С физической точки зрения — было трудно, когда у нас один за одним шли дежурства. Мы не спали нормально, не высыпались. Но это нормально — у всех так, все с этим сталкиваются. И тут каких-то неординарных историй не могу рассказать. Что надо было, то и делали.
По поводу психологии — всегда запоминается первый штурм. Это был посёлок Мирный, под Мариуполем. Тогда стояла задача освободить поселок, чтобы занять стратегическую высоту и начать освобождение завода имени Ильича. Это самое яркое воспоминание. Я не знаю, стоит ли раскрывать, почему первый штурм запоминается. Потому что ты впервые видишь весь ад войны, который есть на самом деле. Первый штурм — да, действительно сильно запомнился. Это ночь с 7 на 8 марта 2022 года.
Я помню, как папа ко мне в какой-то момент просто в агонии всей этой войны подползает и говорит, что главным нашим с ним сегодня действием будет преподнести подарок нашим девочкам, который будет выглядеть как символ нашей жизни. Ведь ночь с седьмого на восьмое марта, международный женский день — и нам надо выжить в подарок маме и сестре, которые остались дома. Правда, мама тогда была дома, в Донецке, а сестра тогда уже в Москве была с ребенком, с мужем.

Ещё с точки зрения психологических трудностей было очень страшно, когда мы чуть позже подходили к «Азовстали». Тогда шли окологородские бои, где противник использовал очень хитрую стратегию. Наших ребят сильно перебило. И мы их всех увозили в мешках, 200-х. Когда мы весь день этим занимались, вечером привезли последнюю партию, выложили их всех перед больницей, пунктом сортировки… Я отошёл в сторону, окинул всё это взглядом и увидел очень много погибших ребят, примерно своего возраста. У которых просто разворочены конечности. И я помню, как меня в этот момент чуть не охватила паническая атака. Папа это заметил, подошёл, прописал мне отцовского чапалаха хорошенького, в плечо лицом прижал и сказал – пойди, что-то там принеси, найди в машине. Что он там просил я уже не помню. И вот тогда – да, было очень трудно. Я очень сильно переживал, испугался.
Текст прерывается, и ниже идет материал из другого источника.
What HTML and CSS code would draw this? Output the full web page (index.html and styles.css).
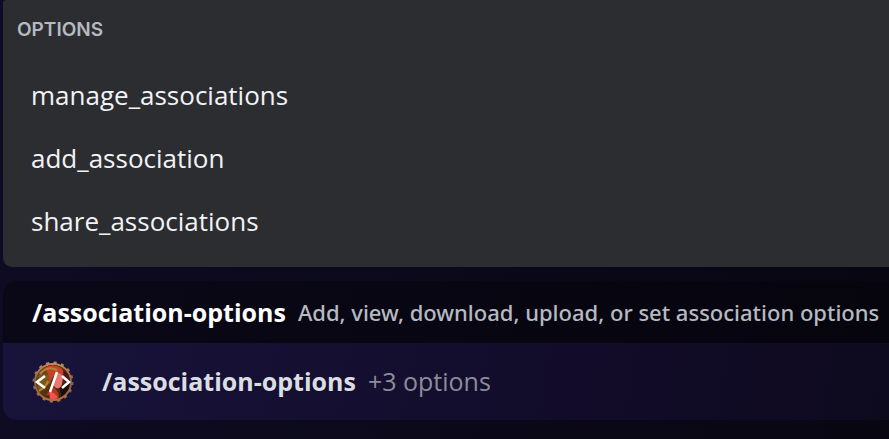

По поводу сомнений в своих силах – не было там времени сомневаться. Понятно, что есть профессиональные медики, которые месяцами, годами, десятилетиями учатся на то, чтобы правильно оказывать первую помощь. Тактическая медицина, военная хирургия — это вообще отдельная история. Но когда ты понимаешь, что вот здесь и сейчас у тебя лежит парень, который истекает кровью — нет времени сомневаться. Ты просто берёшь и делаешь. Благо, что папа подучил, чем-то помог, подсказал. Обычно доводили ребят до отца, а отец уже с ними фактически работал, как профессиональный медик. Поэтому не могу сказать, что были моменты, когда я сомневался в своих силах и знаниях, но не потому, что были знания какого-то академического уровня в медицине, а потому, что дополнительно тратить энергию и ресурс на то, чтобы сомневаться — тупо не было ни сил, ни времени.